Statistic of Arc Flash Incident

Do you know statistically five (5) to ten (10) arc explosions occur in electric equipment every day in the United States and each year more than 2,000 people are treated in burn centers with severe arc-flash injuries?

What would be the actual number of arc-flash incident in Vietnam? Can an unexpected arc-flash incident occur at your working place tomorrow? The answer is Yes, but it is preventable!

What is an Arc Flash?

An Arc Flash is an electrical explosion due to a fault condition or short circuit when either a phase to ground or phase to phase conductor is connected and current flows through the air. During arc flash event, temperatures may exceed 20,000° C (the surface of the sun is 5000° C). These high temperatures cause rapid heating of surrounding air and extreme pressures. The arc flash will likely vaporize all solid metal in the equipment. As a result, the arc flash produces fire, intense light, and pressure waves and produces flying shrapnel.

When an arc flash happens, it does so without warning and is lightning quick. The result of this violent event is usually destruction of the equipment involved, fire, and severe injury or death to any nearby people.

What causes an arc flash?

  • Poorly maintained equipment
  • Workers interacting with energized equipment
  • Removal/Installation of circuit breakers or fused switches
  • Removal of bolted/hinged covers on enclosed equipment
  • Workers inadvertently drop tools or equipment components in energized parts
  • Insulation failure due to an accumulation of contaminates, dust, or water
  • Loose connections
  • Unsuccessful short circuit interruptions

Safety compliance for arc flash

In fact, a Plant Manager could be held criminally responsible for a workers injury if the worker did not have proper safety training. In the United States, OSHA and NFPA has specific compliance and guideline for organizations to comply.

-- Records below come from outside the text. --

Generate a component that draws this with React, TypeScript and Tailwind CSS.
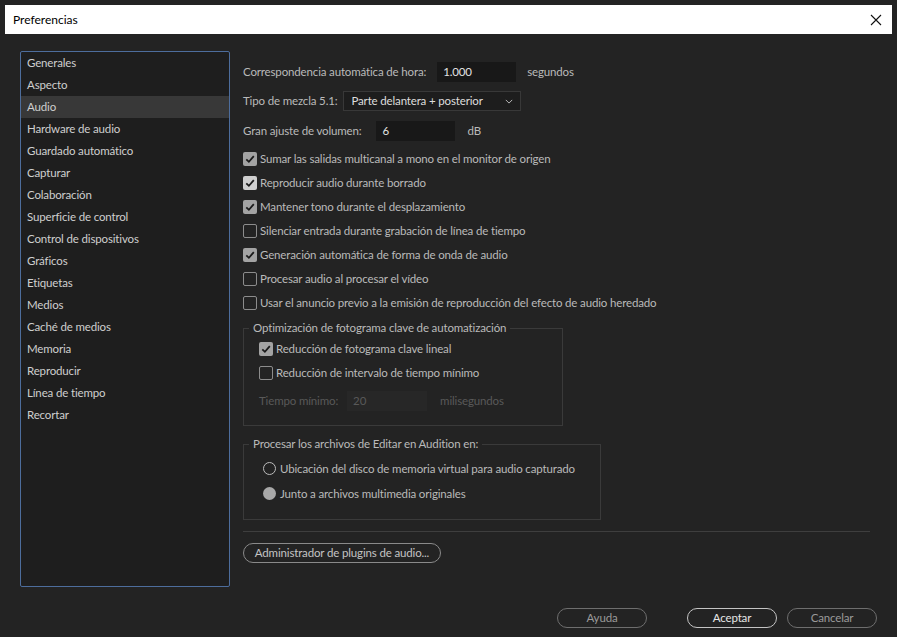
import { useState } from "react";

const sections = [
  "Generales",
  "Aspecto",
  "Audio",
  "Hardware de audio",
  "Guardado automático",
  "Capturar",
  "Colaboración",
  "Superficie de control",
  "Control de dispositivos",
  "Gráficos",
  "Etiquetas",
  "Medios",
  "Caché de medios",
  "Memoria",
  "Reproducir",
  "Línea de tiempo",
  "Recortar",
];

const options = [
  { label: "Sumar las salidas multicanal a mono en el monitor de origen", checked: true, dim: true },
  { label: "Reproducir audio durante borrado", checked: true, dim: false },
  { label: "Mantener tono durante el desplazamiento", checked: true, dim: true },
  { label: "Silenciar entrada durante grabación de línea de tiempo", checked: false, dim: false },
  { label: "Generación automática de forma de onda de audio", checked: true, dim: true },
  { label: "Procesar audio al procesar el vídeo", checked: false, dim: false },
  { label: "Usar el anuncio previo a la emisión de reproducción del efecto de audio heredado", checked: false, dim: false },
];

function Check({ checked, dim }: { checked: boolean; dim?: boolean }) {
  if (!checked) {
    return <span className="size-[14px] shrink-0 rounded-[2px] border-[1.5px] border-[#8c8c8c]" />;
  }
  return (
    <span
      className={
        "flex size-[14px] shrink-0 items-center justify-center rounded-[2px] " +
        (dim ? "bg-[#a3a3a3]" : "bg-[#cfcfcf]")
      }
    >
      <svg viewBox="0 0 14 14" className="size-[14px]">
        <path d="M3.3 7.3 L5.9 9.8 L10.8 4.2" fill="none" stroke="#1b1b1b" strokeWidth="1.8" />
      </svg>
    </span>
  );
}

function Pill({ label, strong }: { label: string; strong?: boolean }) {
  return (
    <button
      className={
        "flex h-[20px] w-[90px] items-center justify-center rounded-full border " +
        (strong ? "border-[#c4c4c4] text-[#e6e6e6]" : "border-[#6e6e6e] text-[#9a9a9a]")
      }
    >
      {label}
    </button>
  );
}

export default function App() {
  const [active, setActive] = useState("Audio");

  return (
    <div
      className="h-[637px] w-[897px] overflow-hidden whitespace-nowrap bg-[#232323] px-[5px] pt-[5px] text-[11.5px] tracking-[-0.15px] text-[#bababa]"
      style={{ fontFamily: 'Lato, "Open Sans", sans-serif' }}
    >
      <div className="flex h-[29px] w-[887px] items-center justify-between bg-white pl-[8px] pr-[10px] text-[12px] tracking-normal text-black">
        <span>Preferencias</span>
        <svg viewBox="0 0 12 12" className="size-[12px]">
          <path d="M1 1 L11 11 M11 1 L1 11" stroke="#111" strokeWidth="1.1" />
        </svg>
      </div>

      <div className="flex pl-[15px] pt-[17px]">
        <ul className="h-[536px] w-[210px] shrink-0 rounded-[2px] border border-[#4d6d9c] bg-[#1e1e1e] text-[#cfcfcf]">
          {sections.map((s) => (
            <li
              key={s}
              onClick={() => setActive(s)}
              className={"flex h-[22px] items-center pl-[6px] " + (active === s ? "bg-[#383838]" : "")}
            >
              {s}
            </li>
          ))}
        </ul>

        <div className="ml-[13px] flex w-[634px] flex-col">
          <div className="mt-[11px] flex h-[20px] items-center">
            <span>Correspondencia automática de hora:</span>
            <span className="ml-[11px] flex h-[20px] w-[79px] items-center bg-[#181818] pl-[6px] text-[#e2e2e2]">1.000</span>
            <span className="ml-[11px]">segundos</span>
          </div>
          <div className="mt-[9px] flex h-[20px] items-center">
            <span>Tipo de mezcla 5.1:</span>
            <span className="ml-[6px] flex h-[20px] w-[178px] items-center justify-between border border-[#383838] bg-[#1d1d1d] pl-[7px] pr-[7px] text-[#dedede]">
              Parte delantera + posterior
              <svg viewBox="0 0 10 6" className="h-[5px] w-[8px]">
                <path d="M1 1 L5 5 L9 1" fill="none" stroke="#bdbdbd" strokeWidth="1.2" />
              </svg>
            </span>
          </div>
          <div className="mt-[10px] flex h-[20px] items-center">
            <span>Gran ajuste de volumen:</span>
            <span className="ml-[15px] flex h-[20px] w-[79px] items-center bg-[#181818] pl-[6px] text-[#e2e2e2]">6</span>
            <span className="ml-[12px]">dB</span>
          </div>

          <div className="mt-[6px] flex flex-col">
            {options.map((o) => (
              <label key={o.label} className="flex h-[24px] items-center gap-[3px]">
                <Check checked={o.checked} dim={o.dim} />
                <span>{o.label}</span>
              </label>
            ))}
          </div>

          <fieldset className="mt-[6px] h-[105px] w-[320px] border border-[#3a3a3a]">
            <legend className="ml-[5px] px-[4px] leading-[14px]">Optimización de fotograma clave de automatización</legend>
            <div className="pl-[15px]">
              <label className="mt-[2px] flex h-[24px] items-center gap-[3px]">
                <Check checked dim />
                <span>Reducción de fotograma clave lineal</span>
              </label>
              <label className="flex h-[24px] items-center gap-[3px]">
                <Check checked={false} />
                <span>Reducción de intervalo de tiempo mínimo</span>
              </label>
              <div className="mt-[6px] flex h-[20px] items-center text-[#595959]">
                <span>Tiempo mínimo:</span>
                <span className="ml-[9px] flex h-[20px] w-[80px] items-center bg-[#272727] pl-[6px]">20</span>
                <span className="ml-[13px]">milisegundos</span>
              </div>
            </div>
          </fieldset>

          <fieldset className="mt-[11px] h-[83px] w-[358px] border border-[#3a3a3a]">
            <legend className="ml-[5px] px-[4px] leading-[14px]">Procesar los archivos de Editar en Audition en:</legend>
            <div className="pl-[19px]">
              <div className="mt-[5px] flex h-[25px] items-center gap-[4px]">
                <span className="size-[13px] shrink-0 rounded-full border-[1.5px] border-[#bcbcbc]" />
                <span>Ubicación del disco de memoria virtual para audio capturado</span>
              </div>
              <div className="flex h-[25px] items-center gap-[4px]">
                <span className="size-[13px] shrink-0 rounded-full bg-[#a8a8a8]" />
                <span>Junto a archivos multimedia originales</span>
              </div>
            </div>
          </fieldset>

          <div className="mt-[11px] h-px w-[627px] bg-[#3e3e3e]" />

          <button className="mt-[11px] flex h-[20px] w-[198px] items-center justify-center rounded-full border border-[#8a8a8a] text-[#c4c4c4]">
            Administrador de plugins de audio...
          </button>

          <div className="mt-[45px] flex items-center pl-[314px]">
            <Pill label="Ayuda" />
            <span className="ml-[40px]">
              <Pill label="Aceptar" strong />
            </span>
            <span className="ml-[10px]">
              <Pill label="Cancelar" />
            </span>
          </div>
        </div>
      </div>
    </div>
  );
}
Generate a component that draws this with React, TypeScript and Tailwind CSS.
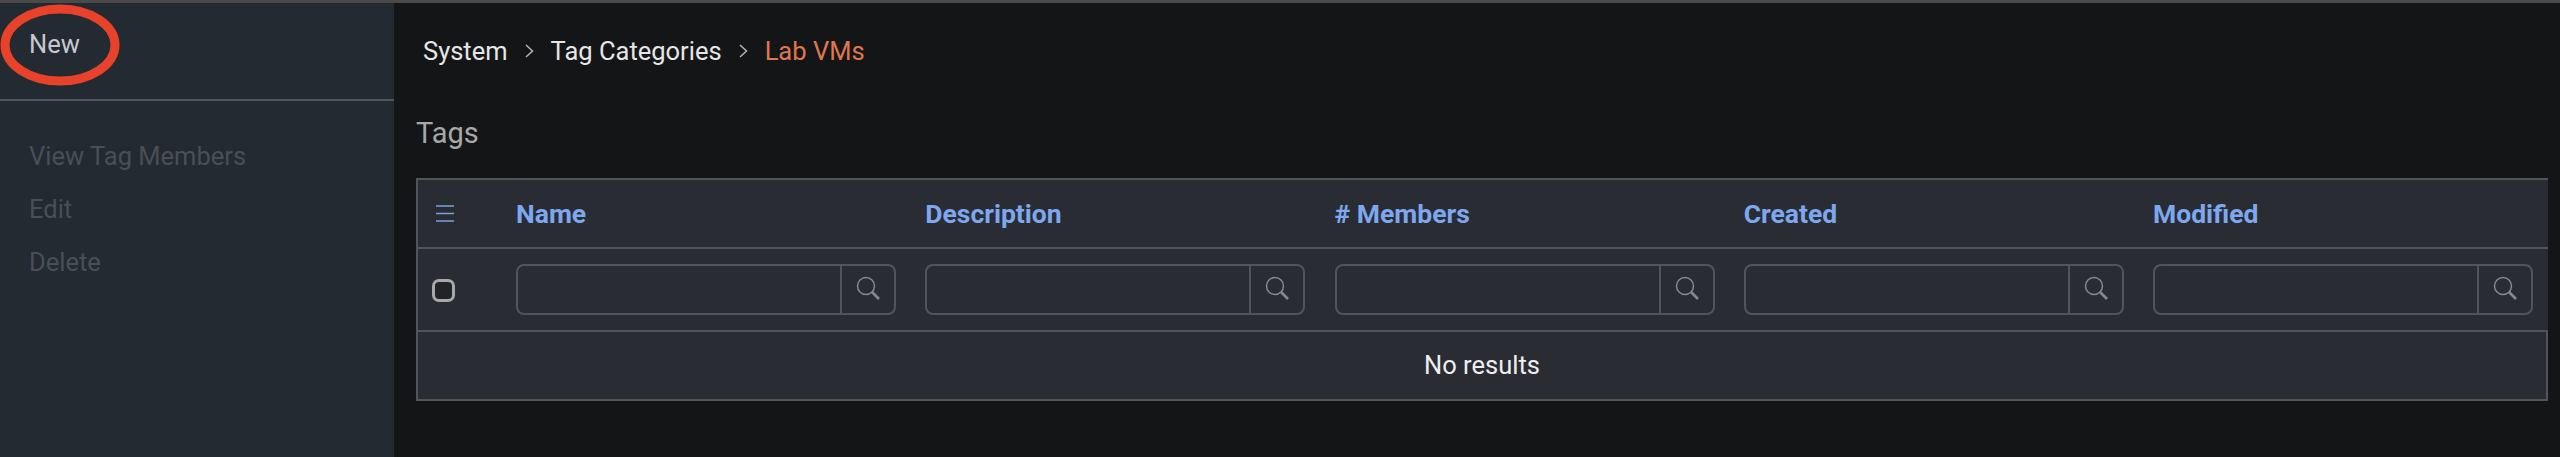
const columns = ['Name', 'Description', '# Members', 'Created', 'Modified'];

function SearchIcon() {
  return (
    <svg width="24" height="24" viewBox="0 0 24 24" fill="none" className="text-[#85898d]">
      <circle cx="10" cy="10" r="8.5" stroke="currentColor" strokeWidth="1.5" />
      <path d="M16 16l7 7" stroke="currentColor" strokeWidth="2.6" />
    </svg>
  );
}

function FilterInput() {
  return (
    <div className="flex h-[51px] w-[380px] rounded-lg border-2 border-[#50555a]">
      <div className="flex-1 border-r-2 border-[#50555a]" />
      <div className="flex w-[52px] items-center justify-center pb-1">
        <SearchIcon />
      </div>
    </div>
  );
}

function Sidebar() {
  return (
    <aside className="relative w-[394px] shrink-0 bg-[#232a31] text-[25.5px]">
      <div className="flex h-[98px] border-b-2 border-[#4f565c] pl-[29px] pt-[22px] leading-[38px] text-[#c5c9ce]">
        New
      </div>
      <ul className="flex flex-col gap-[15px] pl-[29px] pt-[36px] leading-[38px] text-[#494f55]">
        <li>View Tag Members</li>
        <li>Edit</li>
        <li>Delete</li>
      </ul>
      {/* red hand-drawn ring on the New button */}
      <svg width="122" height="84" viewBox="0 0 122 84" fill="none" className="absolute left-0 top-0">
        <ellipse cx="60" cy="42" rx="55" ry="36" stroke="#e8432a" strokeWidth="9" />
      </svg>
    </aside>
  );
}

function TagsTable() {
  return (
    <div className="mr-3 bg-[#292d33] text-[26.5px]">
      <div className="flex h-[71px] items-center overflow-hidden border-l-2 border-t-2 border-b-2 border-[#50555a]">
        <div className="flex w-[98px] shrink-0 pl-[18px]">
          <svg width="18" height="17" viewBox="0 0 18 17" fill="none" className="text-[#7c9fe0]">
            <path d="M0 1h18M0 8.5h18M0 16h18" stroke="currentColor" strokeWidth="1.6" />
          </svg>
        </div>
        {columns.map((c) => (
          <div key={c} className="w-[409.25px] shrink-0 font-bold text-[#7da7f0]">
            {c}
          </div>
        ))}
      </div>
      <div className="flex h-[81px] items-center overflow-hidden border-l-2 border-[#50555a]">
        <div className="flex w-[98px] shrink-0 pl-[14px] pt-[2px]">
          <div className="h-[23px] w-[23px] rounded-[7px] border-[3px] border-[#a8a8a8] bg-[#222326]" />
        </div>
        {columns.map((c) => (
          <div key={c} className="w-[409.25px] shrink-0">
            <FilterInput />
          </div>
        ))}
      </div>
      <div className="flex h-[71px] items-center justify-center border-2 border-[#50555a] text-[25.5px] text-[#eeeeee]">
        No results
      </div>
    </div>
  );
}

export default function App() {
  return (
    <div className="flex h-[457px] flex-col bg-[#141516] font-['Roboto',sans-serif]">
      <div className="h-[3px] shrink-0 bg-[#4a4a4a]" />
      <div className="flex flex-1">
        <Sidebar />
        <main className="min-w-0 flex-1 pl-[22px]">
          <nav className="flex items-center pl-[7px] pt-[29px] text-[25.5px] leading-[38px] text-[#e6e6e6]">
            <span>System</span>
            <svg width="9" height="14" viewBox="0 0 9 14" fill="none" className="mx-[17px] text-[#b5b5b5]">
              <path d="M1 1l6.5 6L1 13" stroke="currentColor" strokeWidth="1.5" />
            </svg>
            <span>Tag Categories</span>
            <svg width="9" height="14" viewBox="0 0 9 14" fill="none" className="mx-[17px] text-[#b5b5b5]">
              <path d="M1 1l6.5 6L1 13" stroke="currentColor" strokeWidth="1.5" />
            </svg>
            <span className="text-[#e07650]">Lab VMs</span>
          </nav>
          <h2 className="mb-[25px] mt-[43px] text-[29px] leading-[40px] text-[#a8a8a8]">Tags</h2>
          <TagsTable />
        </main>
      </div>
    </div>
  );
}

OSHA (29 CFR 1910) requires that employees working in areas where there are potential electrical hazards shall be provided with, and shall use, electrical protective equipment that is appropriate for the specific parts of the body to be protected and for the work to be performed.

The NFPA® 70E: Standard for Electrical Safety in the Workplace specifically addresses how to deal with arc flash hazards. Article 130.5 states, “An Arc Flash Risk Assessment shall be performed in order to protect personnel from the possibility of being injured by an Arc Flash. An Incident Energy Analysis is the foundation for building a Risk Assessment and Arc Flash Safety Program”.

NFPA 70E 2015 (130.5) requires that the assessment be updated when major modifications or renovations take place and must be reviewed at least every five years.

Beside the United States, many other countries have adopted these practices in their electrical safety regulation in order to reduce the number of incidents related to arc flash.

ARC Flash Hazard Analysis

  1. Collect the data from on-site inspections and evaluations of the electrical distribution by an experienced electrical engineer
  2. Collect the data from on-site inspections and evaluations of the electrical distribution by an experienced electrical engineer
  3. Engineering analysis of data collected by technical team
  4. Build the One-Line model by entering the data into Etap software
  5. Execute the short circuit study
  6. Review AIC ratings of equipment and evaluate compliance with the short circuit study
  7. Execute selective coordination study
  8. Recommended changes to the electrical system (prior to labeling)
  9. Produce warning labels in compliance with NFPA70E, can be customized to the client’s needs
  10. Produce one-line diagrams of the facilities electrical distribution.
  11. Provide training by reviewing the content of the labels and what the information means. Overview of NFPA 70E.